The sushi bar was envisioned as a stage, meant to draw the eyes of diners to the action, as if they were an audience in a play.
Woven throughout the space are natural earth tones, with warm woods and metals highlighted with hints of bronze. The concrete columns were left intentionally bare, as was the finished concrete floor. The bar surface is quartz, finished to resemble a concrete slab. The sake bar was finished with custom shelving made up of steel bracing and wood plank. Through textured surfaces, subtle transitions between bar, group dining, and banquet seating, the team strived to create a delination of distinct zones throughout the space, all intended to enhance intimacy among diners.
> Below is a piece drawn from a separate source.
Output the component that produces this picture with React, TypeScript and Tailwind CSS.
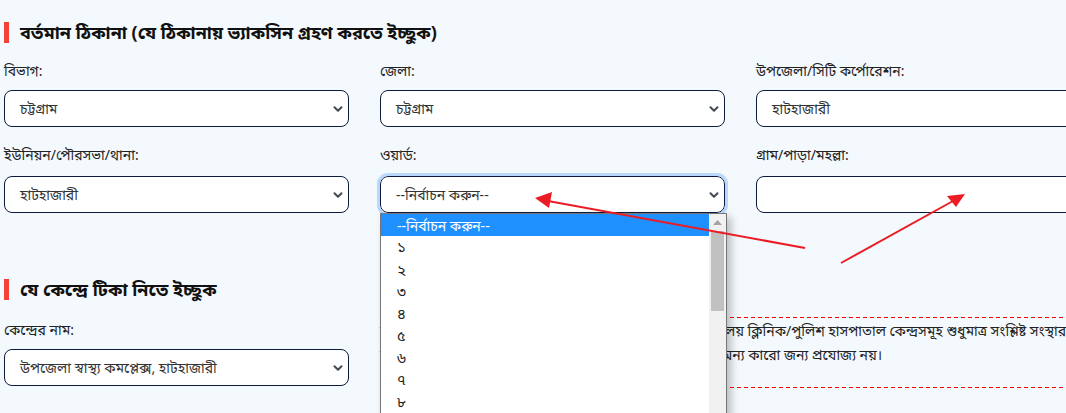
import React from "react";

const Chevron = () => (
  <svg width="10" height="6" viewBox="0 0 10 6" className="shrink-0">
    <path d="M1.5 1.2l3.5 3.5 3.5-3.5" fill="none" stroke="#444b55" strokeWidth="2" strokeLinecap="round" strokeLinejoin="round" />
  </svg>
);

const SelectBox = ({ value, focus = false }: { value: string; focus?: boolean }) => (
  <div
    className={
      "flex h-[37px] items-center justify-between rounded-[8px] border border-[#0d1b3e] bg-white pl-[15px] pr-[5px] text-[14px] text-[#333] " +
      (focus ? "outline outline-[3px] outline-[#b9d8fb]" : "")
    }
  >
    <span>{value}</span>
    <Chevron />
  </div>
);

const InputBox = ({ value }: { value: string }) => (
  <div className="flex h-[37px] items-center rounded-[8px] border border-[#0d1b3e] bg-white pl-[15px] text-[14px] text-[#333]">
    <span>{value}</span>
  </div>
);

const Field = ({ label, children, tall = false }: { label: string; children: React.ReactNode; tall?: boolean }) => (
  <div className="flex flex-col">
    <div className={(tall ? "mb-[12px] " : "mb-[10px] ") + "h-[18px] text-[14px] leading-[18px] text-[#222]"}>{label}</div>
    {children}
  </div>
);

const Heading = ({ children }: { children: React.ReactNode }) => (
  <div className="flex items-center">
    <div className="h-[21px] w-[5px] bg-[#f44336]" />
    <div className="ml-[11px] text-[18px] font-bold leading-[24px] text-[#111]">{children}</div>
  </div>
);

const DashLine = () => (
  <div className="h-px bg-[repeating-linear-gradient(90deg,#ff0000_0px,#ff0000_4px,transparent_4px,transparent_7px)]" />
);

const options = ["১", "২", "৩", "৪", "৫", "৬", "৭", "৮", "৯"];

export default function App() {
  return (
    <div
      className="relative h-[413px] w-[1066px] overflow-hidden bg-[#f4f9fe]"
      style={{ fontFamily: '"Noto Sans", "Noto Sans Bengali", sans-serif' }}
    >
      <div className="w-[1110px] px-[4px] pt-[20px]">
        <Heading>বর্তমান ঠিকানা (যে ঠিকানায় ভ্যাকসিন গ্রহণ করতে ইচ্ছুক)</Heading>
        <div className="mt-[18px] grid grid-cols-[345px_345px_345px] gap-x-[31px] gap-y-[19px]">
          <Field label="বিভাগ:">
            <SelectBox value="চট্টগ্রাম" />
          </Field>
          <Field label="জেলা:">
            <SelectBox value="চট্টগ্রাম" />
          </Field>
          <Field label="উপজেলা/সিটি কর্পোরেশন:">
            <InputBox value="হাটহাজারী" />
          </Field>
          <Field label="ইউনিয়ন/পৌরসভা/থানা:" tall>
            <SelectBox value="হাটহাজারী" />
          </Field>
          <Field label="ওয়ার্ড:" tall>
            <div className="relative">
              <SelectBox value="--নির্বাচন করুন--" focus />
              <div className="absolute left-0 top-[37px] z-10 flex h-[260px] w-[347px] border border-[#767676] bg-white shadow-[4px_4px_8px_rgba(0,0,0,0.25)]">
                <div className="flex-1">
                  <div className="flex h-[22px] items-center bg-[#1e90ff] pl-[16px] text-[14px] text-white">--নির্বাচন করুন--</div>
                  {options.map((o) => (
                    <div key={o} className="flex h-[22px] items-center pl-[16px] text-[15px] text-[#222]">
                      {o}
                    </div>
                  ))}
                </div>
                <div className="flex w-[17px] flex-col bg-[#f1f1f1]">
                  <div className="flex h-[17px] items-center justify-center">
                    <svg width="9" height="5" viewBox="0 0 9 5">
                      <path d="M0 5L4.5 0 9 5z" fill="#a3a3a3" />
                    </svg>
                  </div>
                  <div className="mx-[2px] h-[80px] bg-[#c1c1c1]" />
                </div>
              </div>
            </div>
          </Field>
          <Field label="গ্রাম/পাড়া/মহল্লা:" tall>
            <InputBox value="" />
          </Field>
        </div>

        <div className="mt-[64px]">
          <Heading>যে কেন্দ্রে টিকা নিতে ইচ্ছুক</Heading>
        </div>
        <div className="mt-[20px] grid grid-cols-[345px_722px] gap-x-[31px]">
          <Field label="কেন্দ্রের নাম:">
            <SelectBox value="উপজেলা স্বাস্থ্য কমপ্লেক্স, হাটহাজারী" />
          </Field>
          <div className="mt-[-4px] flex h-[71px] flex-col text-[14px] leading-[24px] text-[#222]">
            <DashLine />
            <div className="flex-1 pt-[1px]">
              <div className="whitespace-nowrap">সম্মিলিত সামরিক হাসপাতাল (সিএমএইচ)/বিভিন্ন সরকারি মন্ত্রণালয় ক্লিনিক/পুলিশ হাসপাতাল কেন্দ্রসমূহ শুধুমাত্র সংশ্লিষ্ট সংস্থার সদস্যদের জন্য প্রযোজ্য,</div>
              <div className="whitespace-nowrap">সংস্থার সদস্য ও তাদের পরিবারের সব সদস্যদের জন্য প্রযোজ্য। অন্য কারো জন্য প্রযোজ্য নয়।</div>
            </div>
            <DashLine />
          </div>
        </div>
      </div>

      <svg className="pointer-events-none absolute left-0 top-0 z-20" width="1066" height="413">
        <line x1="805" y1="248" x2="548" y2="201" stroke="#ec1c24" strokeWidth="2" />
        <path d="M535 198 L552 192 L549 208 Z" fill="#ec1c24" />
        <line x1="841" y1="263" x2="953" y2="201" stroke="#ec1c24" strokeWidth="2" />
        <path d="M965 194 L947 196 L956 207 Z" fill="#ec1c24" />
      </svg>
    </div>
  );
}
Inspiration was taken from Japanese Wagara patterns in creating screening elements and textured surfaces that lend intimacy to spaces in the restaurant, while maintaining visual connections between diner and sushi chef, restaurant patron and pedestrian. Wagara patterns are widely regarded as symbols of good luck and prosperity, and the textured surfaces add depth and variation to the different dining areas, affording varied experiences depending on seating location and time of day.
The screening elements that frame the mezzanine stair, double as storage for wine and continue into the back bar to store liquor. Banquet seating elements are used to delineate circulation paths and dining areas, within which flexible 2- and 4-tops can be re-organized. The edges created by these fixed components, bring balance to the scale of the space while allowing visual access across the full restaurant.